We also would work from visual cues. I remember we did an outdoor festival near Mount Shasta and we used the line of the silhouette of the mountains to inform our melodies—so we were playing the mountains. Or it could be birds on telephone wires, where the wires are the five lines of a musical staff and the birds are the notes. The metaphors are all over the place and we touch upon them as freely as we can.

There was also a time when you were both controlling video with your keyboards. Can you describe how that impacted the music?

The MIDI output was going to video and Bob set up about a dozen different video patches. It’s interesting being at the place where you don’t know whether you’re playing what you’re hearing or what you’re seeing.

We used [Eadweard] Muybridge, the guy who did those time-lapses of a galloping horse, dancers and other stuff, where if you played a couple of notes, you’d get them to move in a certain way. It was a motif defined by what you were seeing rather than what you were hearing, which was an interesting intersection.

Over the years, as you’ve become more familiar with one another and shared so many musical spaces, does it become more challenging to improvise together?

Well, you wake up and it’s a new day. Every time you play that second note, you create expectations. Then when you have expectations, you can do one of three things—you can frustrate them, meet them or exceed them. So whichever one of those you choose is a spur of the moment decision.

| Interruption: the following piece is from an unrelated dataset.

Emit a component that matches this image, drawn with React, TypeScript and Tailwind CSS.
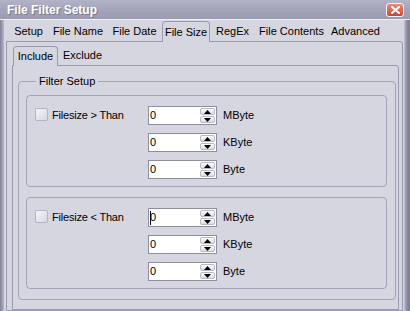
import React from 'react';

const tabs = [
  { label: 'Setup', w: 'w-[41px]' },
  { label: 'File Name', w: 'w-[58px]' },
  { label: 'File Date', w: 'w-[55px]' },
  { label: 'File Size', w: 'w-[48px]', active: true },
  { label: 'RegEx', w: 'w-[45px]' },
  { label: 'File Contents', w: 'w-[73px]' },
  { label: 'Advanced', w: 'w-[55px]' },
];

const Arrow: React.FC<{ up?: boolean }> = ({ up }) => (
  <svg width="7" height="4" viewBox="0 0 7 4">
    {up ? <path d="M3.5 0 L7 4 L0 4 Z" fill="#000" /> : <path d="M0 0 L7 0 L3.5 4 Z" fill="#000" />}
  </svg>
);

const SpinBox: React.FC<{ unit: string; caret?: boolean }> = ({ unit, caret }) => (
  <div className="flex items-center gap-[6px] h-[19px]">
    <div className="flex w-[69px] h-[19px] bg-white border border-[#8e8ea0]">
      <div className="flex-1 flex items-center pl-[1px]">
        {caret && <span className="inline-block w-[1px] h-[14px] bg-black -mr-[1px] relative" />}
        <span className="text-[11px] leading-none text-black">0</span>
      </div>
      <div className="flex flex-col w-[16px] py-[1px] pr-[1px] gap-[1px]">
        <div className="flex-1 flex items-center justify-center rounded-[2px] border border-[#b9b9c6] bg-gradient-to-b from-white to-[#dadae3]">
          <Arrow up />
        </div>
        <div className="flex-1 flex items-center justify-center rounded-[2px] border border-[#b9b9c6] bg-gradient-to-b from-white to-[#dadae3]">
          <Arrow />
        </div>
      </div>
    </div>
    <span className="text-[11px] text-black">{unit}</span>
  </div>
);

const SizeGroup: React.FC<{ label: string; caret?: boolean }> = ({ label, caret }) => (
  <div className="flex border border-[#a4a4b6] rounded-[4px] pt-[10px] pb-[7px]">
    <div className="w-[121px] h-[19px] flex items-center gap-[4px] pl-[8px]">
      <span className="w-[13px] h-[13px] -mt-[2px] rounded-[2px] border border-[#b4b4c2] bg-gradient-to-br from-[#f6f6f9] to-[#d6d6e0]" />
      <span className="text-[11px] text-black -mt-[1px] tracking-[-0.2px]">{label}</span>
    </div>
    <div className="flex flex-col gap-[8px]">
      <SpinBox unit="MByte" caret={caret} />
      <SpinBox unit="KByte" />
      <SpinBox unit="Byte" />
    </div>
  </div>
);

export default function App() {
  return (
    <div className="w-[410px] h-[311px] overflow-hidden flex flex-col bg-[#d6d6e0] font-['Liberation_Sans',Arial,sans-serif] select-none">
      {/* Title bar */}
      <div className="h-[20px] shrink-0 flex items-center justify-between pl-[7px] pr-[6px] bg-gradient-to-b from-[#b3b3c7] via-[#a4a4ba] to-[#9a9ab0] border-b border-[#f0f0f4]">
        <span className="text-[12px] font-bold text-white [text-shadow:1px_1px_0_#7a7a90]">File Filter Setup</span>
        <div className="w-[18px] h-[14px] -mb-[1px] rounded-[3px] border border-[#f4f4f8] bg-gradient-to-b from-[#ec8c78] to-[#c9452f] flex items-center justify-center">
          <svg width="9" height="8" viewBox="0 0 9 8">
            <path d="M1 1 L8 7 M8 1 L1 7" stroke="#fff" strokeWidth="2" strokeLinecap="square" />
          </svg>
        </div>
      </div>

      <div className="flex flex-1">
        {/* left frame */}
        <div className="w-[4px] bg-gradient-to-r from-[#7f7f97] via-[#9c9cb2] to-[#b8b8ca]" />

        {/* client */}
        <div className="flex-1 flex flex-col pl-[2px] pr-[1px]">
          <div className="h-[21px] flex items-end pl-[2px]">
            {tabs.map((t) =>
              t.active ? (
                <div
                  key={t.label}
                  className={`${t.w} h-[21px] -mb-[1px] relative z-10 flex items-center justify-center text-[11px] text-black bg-[#d6d6e0] border border-b-0 border-[#9a9ab0] rounded-t-[4px]`}
                >
                  {t.label}
                </div>
              ) : (
                <div key={t.label} className={`${t.w} h-[20px] flex items-center justify-center text-[11px] text-black`}>
                  {t.label}
                </div>
              )
            )}
          </div>

          {/* outer panel */}
          <div className="flex-1 border border-[#9a9ab0] rounded-tr-[3px] flex flex-col pr-[3px]">
            <div className="h-[23px] flex items-end pl-[6px]">
              <div className="w-[45px] h-[20px] -mb-[1px] relative z-10 flex items-center justify-center text-[11px] text-black bg-[#d6d6e0] border border-b-0 border-[#9a9ab0] rounded-t-[4px]">
                Include
              </div>
              <div className="w-[45px] ml-[2px] h-[19px] flex items-center justify-center text-[11px] text-black">
                Exclude
              </div>
            </div>

            {/* inner panel */}
            <div className="ml-[5px] flex-1 border border-[#9a9ab0] rounded-tr-[3px] pt-[8px] pl-[5px] pr-[2px]">
              <fieldset className="border border-[#a4a4b6] rounded-[4px] px-[7px] pr-[8px] pb-[10px]">
                <legend className="ml-[10px] px-[3px] text-[11px] leading-[14px] text-black">Filter Setup</legend>
                <div className="flex flex-col gap-[10px] pt-[7px]">
                  <SizeGroup label="Filesize > Than" />
                  <SizeGroup label="Filesize < Than" caret />
                </div>
              </fieldset>
            </div>
          </div>
        </div>

        {/* right frame */}
        <div className="w-[6px] bg-gradient-to-r from-[#c4c4d4] via-[#8a8aa2] to-[#7a7a92]" />
      </div>
    </div>
  );
}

But yes, it can be a bit of a challenge because when you’re exploring an enchanted forest, you find certain clearings that are so vivid and so iconic that they’re easy to go back to. That can cause you to lose a bit of your edge because you can get relaxed and complacent. It’s like when you’re playing a tune, you get past the iffy bridge and then you’re on to the chorus where you say, “OK, I know what I’m doing now.” It’s like your feet are back on the ground. We like our feet to be firmly planted in the air.